• _Extracted material_:
■ ■ ■
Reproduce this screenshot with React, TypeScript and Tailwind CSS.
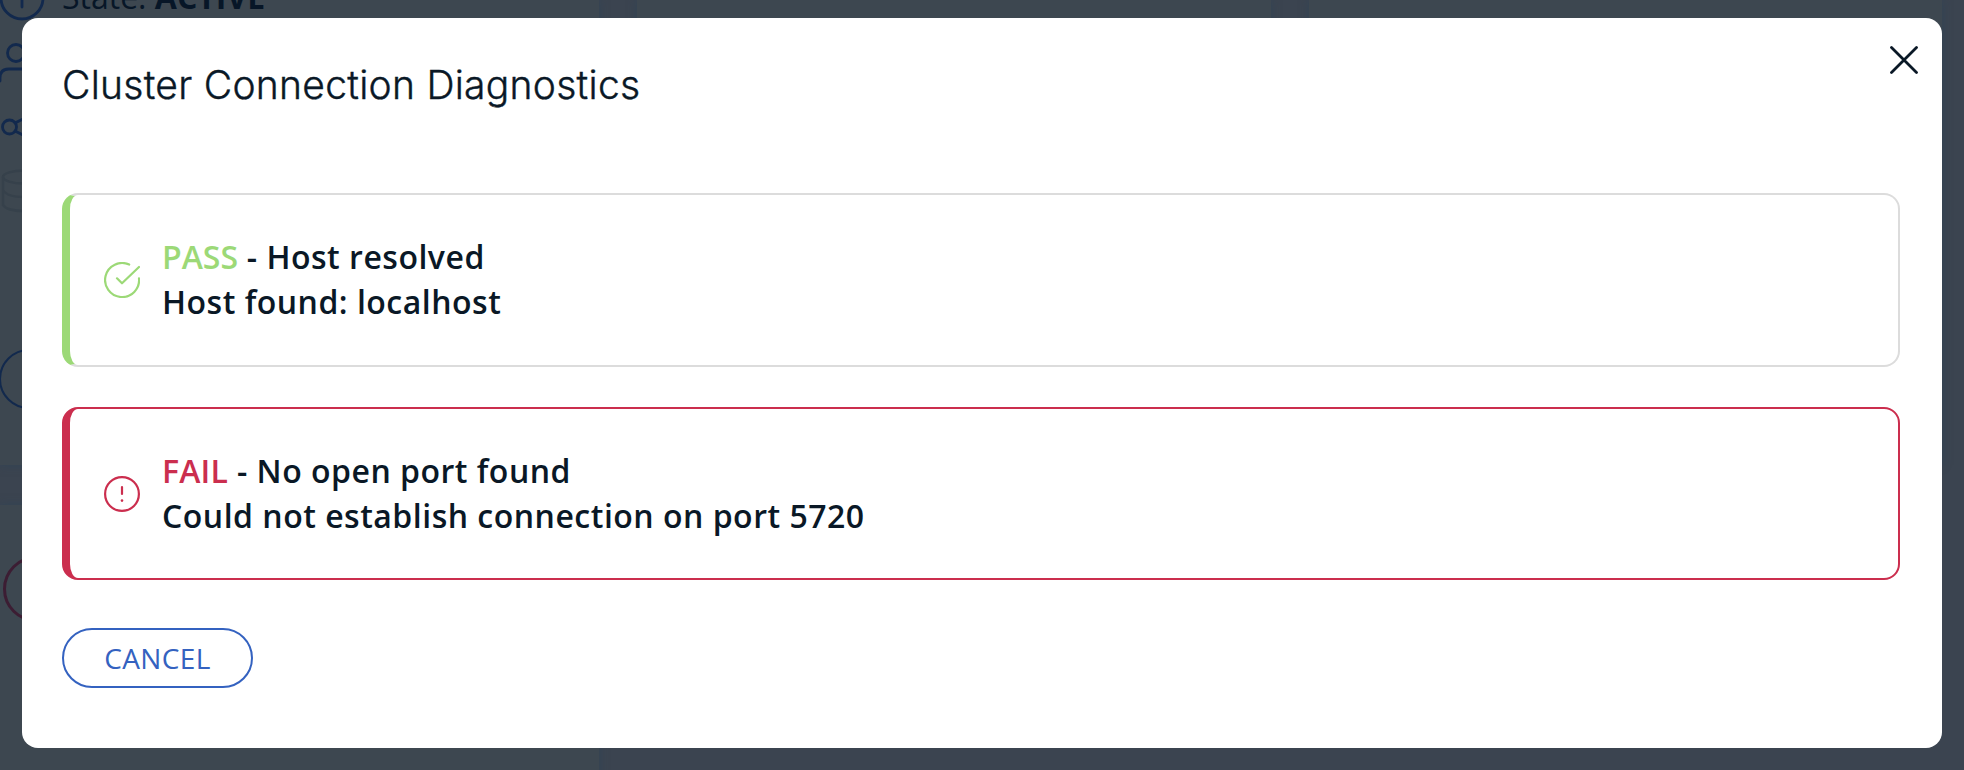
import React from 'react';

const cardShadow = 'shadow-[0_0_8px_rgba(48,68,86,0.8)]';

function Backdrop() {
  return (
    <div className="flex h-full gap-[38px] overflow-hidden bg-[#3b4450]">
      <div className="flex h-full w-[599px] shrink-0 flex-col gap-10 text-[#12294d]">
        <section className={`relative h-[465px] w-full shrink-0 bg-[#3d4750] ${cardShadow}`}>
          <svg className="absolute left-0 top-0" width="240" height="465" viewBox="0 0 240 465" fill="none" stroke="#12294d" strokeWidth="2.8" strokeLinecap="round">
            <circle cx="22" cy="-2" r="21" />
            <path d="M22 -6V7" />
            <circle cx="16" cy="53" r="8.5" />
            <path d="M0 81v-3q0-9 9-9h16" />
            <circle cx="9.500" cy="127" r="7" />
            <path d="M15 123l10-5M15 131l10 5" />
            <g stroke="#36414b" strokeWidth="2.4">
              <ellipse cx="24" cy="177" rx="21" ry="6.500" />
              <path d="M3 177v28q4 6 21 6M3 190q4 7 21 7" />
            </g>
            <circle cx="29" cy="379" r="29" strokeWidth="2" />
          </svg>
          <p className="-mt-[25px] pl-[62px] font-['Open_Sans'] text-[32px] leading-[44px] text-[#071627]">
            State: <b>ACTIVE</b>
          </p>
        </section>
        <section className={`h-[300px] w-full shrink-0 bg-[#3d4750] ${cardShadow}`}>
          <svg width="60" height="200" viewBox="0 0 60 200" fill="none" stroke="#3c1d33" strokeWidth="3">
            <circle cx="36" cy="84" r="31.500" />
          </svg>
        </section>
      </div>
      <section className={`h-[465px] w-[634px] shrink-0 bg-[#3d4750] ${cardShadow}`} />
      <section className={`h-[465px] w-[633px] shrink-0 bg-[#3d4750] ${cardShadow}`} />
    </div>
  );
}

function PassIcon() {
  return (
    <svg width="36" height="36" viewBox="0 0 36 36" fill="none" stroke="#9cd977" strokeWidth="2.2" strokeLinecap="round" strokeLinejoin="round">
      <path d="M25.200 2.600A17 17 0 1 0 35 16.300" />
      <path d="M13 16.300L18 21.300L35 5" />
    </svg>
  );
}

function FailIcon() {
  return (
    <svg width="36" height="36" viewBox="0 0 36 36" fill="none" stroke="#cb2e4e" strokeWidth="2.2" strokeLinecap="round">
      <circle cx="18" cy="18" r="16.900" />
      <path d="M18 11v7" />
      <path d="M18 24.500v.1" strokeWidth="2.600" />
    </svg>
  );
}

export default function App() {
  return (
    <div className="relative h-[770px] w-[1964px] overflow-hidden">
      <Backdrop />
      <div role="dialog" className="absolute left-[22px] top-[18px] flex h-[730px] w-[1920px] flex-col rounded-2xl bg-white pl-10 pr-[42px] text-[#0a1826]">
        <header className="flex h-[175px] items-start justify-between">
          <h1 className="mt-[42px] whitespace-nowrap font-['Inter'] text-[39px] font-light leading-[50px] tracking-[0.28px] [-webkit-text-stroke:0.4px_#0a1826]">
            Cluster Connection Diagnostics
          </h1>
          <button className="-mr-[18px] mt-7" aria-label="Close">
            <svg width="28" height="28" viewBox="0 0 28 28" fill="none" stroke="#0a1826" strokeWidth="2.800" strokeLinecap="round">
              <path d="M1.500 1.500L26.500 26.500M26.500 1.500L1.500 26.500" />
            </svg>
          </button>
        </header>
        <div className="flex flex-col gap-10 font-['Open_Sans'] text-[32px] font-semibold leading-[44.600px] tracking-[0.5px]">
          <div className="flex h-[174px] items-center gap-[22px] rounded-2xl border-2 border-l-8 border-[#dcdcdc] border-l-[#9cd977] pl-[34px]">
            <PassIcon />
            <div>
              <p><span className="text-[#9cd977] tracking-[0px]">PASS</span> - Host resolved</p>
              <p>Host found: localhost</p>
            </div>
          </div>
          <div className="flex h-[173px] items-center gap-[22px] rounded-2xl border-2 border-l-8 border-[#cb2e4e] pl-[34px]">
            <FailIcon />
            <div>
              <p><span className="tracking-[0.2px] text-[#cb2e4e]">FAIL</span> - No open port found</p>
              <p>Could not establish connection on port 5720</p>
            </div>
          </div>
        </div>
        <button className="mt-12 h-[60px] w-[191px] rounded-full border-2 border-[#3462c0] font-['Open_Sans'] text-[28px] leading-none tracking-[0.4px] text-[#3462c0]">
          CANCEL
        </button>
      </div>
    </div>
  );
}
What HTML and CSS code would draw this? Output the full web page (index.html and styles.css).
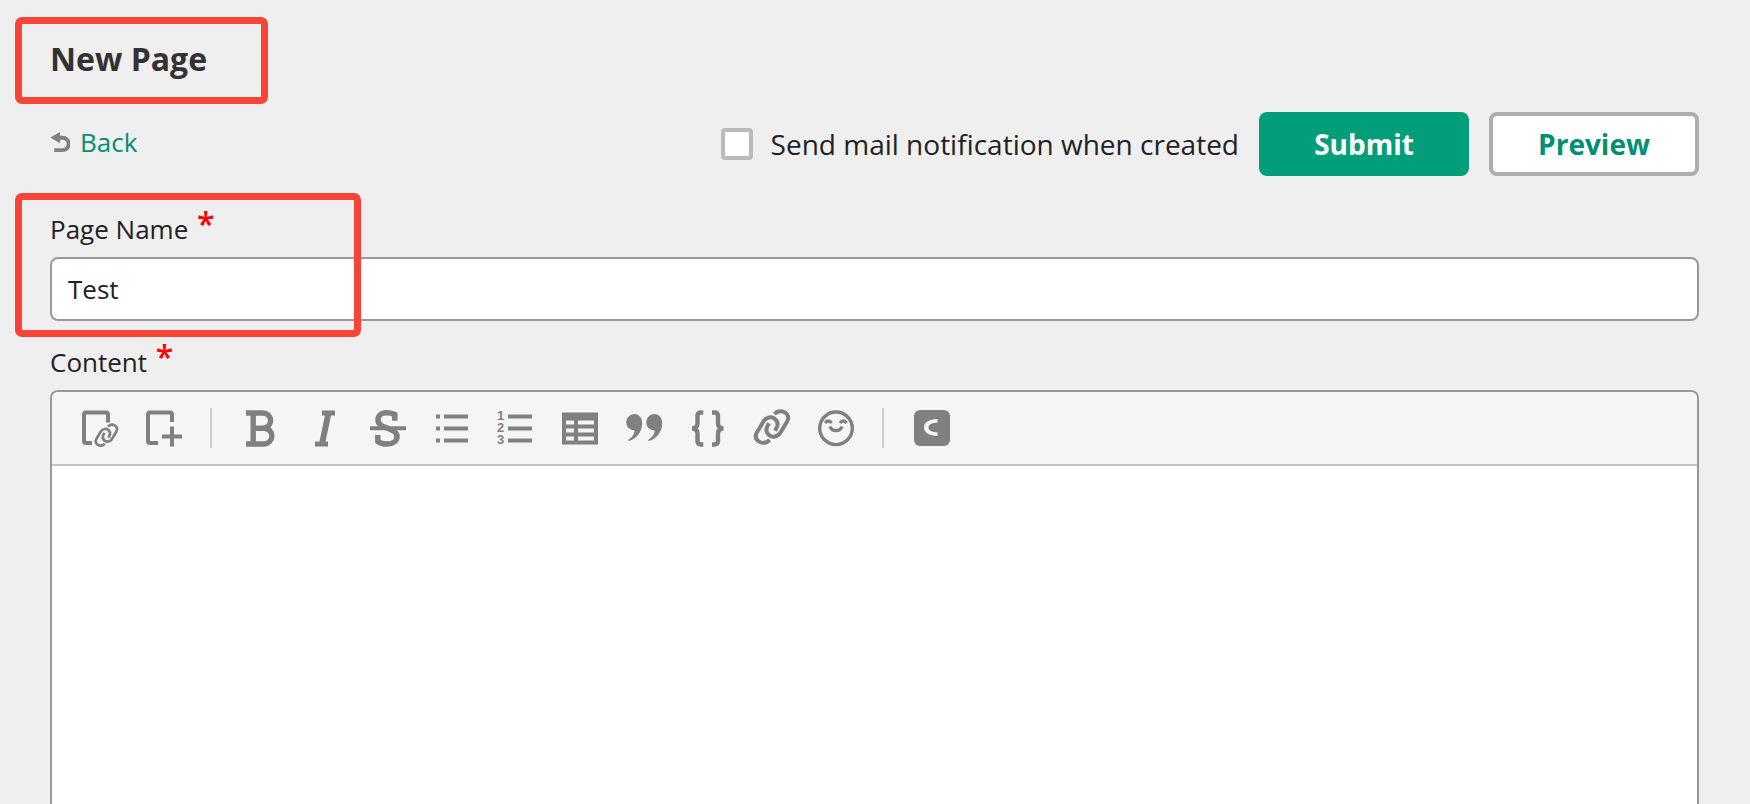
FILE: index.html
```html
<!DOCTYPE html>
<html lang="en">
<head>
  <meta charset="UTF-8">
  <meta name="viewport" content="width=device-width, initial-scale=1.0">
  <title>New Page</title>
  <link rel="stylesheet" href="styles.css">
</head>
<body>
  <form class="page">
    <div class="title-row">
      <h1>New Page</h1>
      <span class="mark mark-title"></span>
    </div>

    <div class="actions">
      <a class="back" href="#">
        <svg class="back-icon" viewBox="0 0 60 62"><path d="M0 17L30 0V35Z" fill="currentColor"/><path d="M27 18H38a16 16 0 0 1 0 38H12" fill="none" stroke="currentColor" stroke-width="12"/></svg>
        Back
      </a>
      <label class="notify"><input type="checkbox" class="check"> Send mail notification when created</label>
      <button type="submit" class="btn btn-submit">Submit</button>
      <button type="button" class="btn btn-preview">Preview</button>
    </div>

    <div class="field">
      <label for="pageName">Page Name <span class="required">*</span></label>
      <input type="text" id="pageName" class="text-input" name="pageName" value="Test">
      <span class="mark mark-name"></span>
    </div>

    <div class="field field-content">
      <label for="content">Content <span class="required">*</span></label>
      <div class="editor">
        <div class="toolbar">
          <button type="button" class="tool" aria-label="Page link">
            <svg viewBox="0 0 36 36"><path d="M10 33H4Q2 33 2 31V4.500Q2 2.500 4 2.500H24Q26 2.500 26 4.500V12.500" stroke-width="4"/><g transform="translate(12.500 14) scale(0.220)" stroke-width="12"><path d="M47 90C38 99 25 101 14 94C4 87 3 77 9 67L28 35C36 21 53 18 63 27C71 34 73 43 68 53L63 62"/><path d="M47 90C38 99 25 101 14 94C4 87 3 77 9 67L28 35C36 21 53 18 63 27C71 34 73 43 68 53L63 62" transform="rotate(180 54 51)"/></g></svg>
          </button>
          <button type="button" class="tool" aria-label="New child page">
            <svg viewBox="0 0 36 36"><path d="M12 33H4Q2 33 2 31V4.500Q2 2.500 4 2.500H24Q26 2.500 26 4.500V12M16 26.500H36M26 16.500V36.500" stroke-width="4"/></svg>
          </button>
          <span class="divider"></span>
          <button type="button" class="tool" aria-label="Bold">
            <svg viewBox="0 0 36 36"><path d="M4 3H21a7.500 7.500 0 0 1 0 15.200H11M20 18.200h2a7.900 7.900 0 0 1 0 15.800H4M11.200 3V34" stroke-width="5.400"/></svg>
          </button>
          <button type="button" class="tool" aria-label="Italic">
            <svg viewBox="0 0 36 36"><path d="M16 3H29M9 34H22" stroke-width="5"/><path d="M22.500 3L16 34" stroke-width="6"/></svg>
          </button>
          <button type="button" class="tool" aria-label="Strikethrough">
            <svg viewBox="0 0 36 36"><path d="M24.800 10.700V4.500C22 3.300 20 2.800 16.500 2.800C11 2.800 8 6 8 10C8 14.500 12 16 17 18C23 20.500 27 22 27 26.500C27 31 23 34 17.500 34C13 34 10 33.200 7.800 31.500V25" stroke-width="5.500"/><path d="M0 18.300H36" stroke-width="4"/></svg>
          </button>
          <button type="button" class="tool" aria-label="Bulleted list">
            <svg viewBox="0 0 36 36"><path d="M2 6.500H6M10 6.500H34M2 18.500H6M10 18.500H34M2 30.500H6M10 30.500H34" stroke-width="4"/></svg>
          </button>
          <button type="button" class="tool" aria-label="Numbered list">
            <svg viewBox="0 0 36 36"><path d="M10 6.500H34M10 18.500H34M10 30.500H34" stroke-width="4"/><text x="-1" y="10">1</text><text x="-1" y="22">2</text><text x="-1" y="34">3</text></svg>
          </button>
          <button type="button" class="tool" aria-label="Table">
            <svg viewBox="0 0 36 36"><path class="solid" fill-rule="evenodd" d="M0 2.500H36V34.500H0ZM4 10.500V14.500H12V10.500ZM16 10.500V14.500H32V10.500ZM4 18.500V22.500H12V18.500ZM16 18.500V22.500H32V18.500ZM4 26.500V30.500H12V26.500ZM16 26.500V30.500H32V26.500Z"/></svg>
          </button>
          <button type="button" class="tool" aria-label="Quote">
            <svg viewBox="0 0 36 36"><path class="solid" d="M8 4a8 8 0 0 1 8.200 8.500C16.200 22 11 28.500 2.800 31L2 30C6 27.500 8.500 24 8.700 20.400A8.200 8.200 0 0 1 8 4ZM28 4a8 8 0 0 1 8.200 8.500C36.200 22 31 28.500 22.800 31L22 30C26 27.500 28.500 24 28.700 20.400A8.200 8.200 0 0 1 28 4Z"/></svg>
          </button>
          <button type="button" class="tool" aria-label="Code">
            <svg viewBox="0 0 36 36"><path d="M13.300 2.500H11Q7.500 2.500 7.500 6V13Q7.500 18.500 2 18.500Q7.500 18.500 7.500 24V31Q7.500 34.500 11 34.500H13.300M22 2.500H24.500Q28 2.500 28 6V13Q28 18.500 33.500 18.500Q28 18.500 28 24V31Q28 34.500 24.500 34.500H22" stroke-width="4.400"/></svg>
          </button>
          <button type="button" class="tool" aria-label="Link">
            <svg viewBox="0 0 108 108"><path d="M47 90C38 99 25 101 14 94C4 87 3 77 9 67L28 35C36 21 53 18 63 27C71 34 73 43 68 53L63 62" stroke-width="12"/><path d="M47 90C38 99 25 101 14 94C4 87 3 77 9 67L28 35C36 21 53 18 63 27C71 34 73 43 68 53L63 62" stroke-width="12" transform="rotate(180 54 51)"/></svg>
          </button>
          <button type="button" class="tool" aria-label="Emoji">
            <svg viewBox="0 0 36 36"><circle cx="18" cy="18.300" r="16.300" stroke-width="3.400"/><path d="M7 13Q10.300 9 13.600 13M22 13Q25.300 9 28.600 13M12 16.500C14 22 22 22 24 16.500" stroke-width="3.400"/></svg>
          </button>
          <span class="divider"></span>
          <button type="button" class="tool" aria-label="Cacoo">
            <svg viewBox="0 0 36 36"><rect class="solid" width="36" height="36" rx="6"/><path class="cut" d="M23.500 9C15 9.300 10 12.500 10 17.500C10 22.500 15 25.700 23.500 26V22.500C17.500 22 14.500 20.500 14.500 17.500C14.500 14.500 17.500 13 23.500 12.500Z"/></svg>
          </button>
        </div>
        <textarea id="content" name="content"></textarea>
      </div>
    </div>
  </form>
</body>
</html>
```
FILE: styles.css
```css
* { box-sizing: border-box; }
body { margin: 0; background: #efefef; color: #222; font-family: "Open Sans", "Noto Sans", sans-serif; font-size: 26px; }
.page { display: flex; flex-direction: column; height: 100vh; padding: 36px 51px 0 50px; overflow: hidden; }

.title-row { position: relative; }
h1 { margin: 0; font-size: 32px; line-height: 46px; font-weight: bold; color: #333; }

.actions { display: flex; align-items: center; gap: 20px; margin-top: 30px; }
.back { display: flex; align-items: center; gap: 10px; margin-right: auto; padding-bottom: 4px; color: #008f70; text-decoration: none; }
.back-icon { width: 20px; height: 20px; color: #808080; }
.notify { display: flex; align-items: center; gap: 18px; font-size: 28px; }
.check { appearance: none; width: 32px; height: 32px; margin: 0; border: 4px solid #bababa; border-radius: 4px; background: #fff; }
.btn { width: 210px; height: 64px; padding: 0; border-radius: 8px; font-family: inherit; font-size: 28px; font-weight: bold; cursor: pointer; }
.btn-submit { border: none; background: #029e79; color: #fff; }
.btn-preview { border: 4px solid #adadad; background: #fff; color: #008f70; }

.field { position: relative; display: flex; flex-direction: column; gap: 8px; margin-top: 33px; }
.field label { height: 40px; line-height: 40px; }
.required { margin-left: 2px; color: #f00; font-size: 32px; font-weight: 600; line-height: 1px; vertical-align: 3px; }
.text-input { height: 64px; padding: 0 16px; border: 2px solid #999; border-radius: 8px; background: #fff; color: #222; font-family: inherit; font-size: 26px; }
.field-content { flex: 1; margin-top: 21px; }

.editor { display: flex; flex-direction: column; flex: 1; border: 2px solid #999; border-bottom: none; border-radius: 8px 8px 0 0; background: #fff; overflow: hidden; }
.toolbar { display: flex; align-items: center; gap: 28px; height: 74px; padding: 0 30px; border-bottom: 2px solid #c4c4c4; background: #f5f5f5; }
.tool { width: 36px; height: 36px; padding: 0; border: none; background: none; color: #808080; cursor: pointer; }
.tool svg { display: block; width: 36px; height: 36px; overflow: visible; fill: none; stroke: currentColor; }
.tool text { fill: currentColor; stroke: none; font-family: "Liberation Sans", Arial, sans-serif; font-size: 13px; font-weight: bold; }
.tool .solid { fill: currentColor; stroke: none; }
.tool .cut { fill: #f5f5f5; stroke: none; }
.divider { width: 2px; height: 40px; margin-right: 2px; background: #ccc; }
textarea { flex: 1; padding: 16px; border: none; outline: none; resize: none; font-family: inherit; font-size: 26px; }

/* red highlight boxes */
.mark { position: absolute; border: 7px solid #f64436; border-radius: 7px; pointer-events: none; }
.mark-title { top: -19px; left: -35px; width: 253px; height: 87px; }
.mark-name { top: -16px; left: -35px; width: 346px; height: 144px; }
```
■ ■ ■
• _Written exercise_: Reproduce the material above from its first line through the line containing "const cardShadow = 'shadow-[0_0_8px_rgba(48,68,86,0.8)]';", both ends included, and skip every picture.

• _Answer to this problem_:
Reproduce this screenshot with React, TypeScript and Tailwind CSS.
import React from 'react';

const cardShadow = 'shadow-[0_0_8px_rgba(48,68,86,0.8)]';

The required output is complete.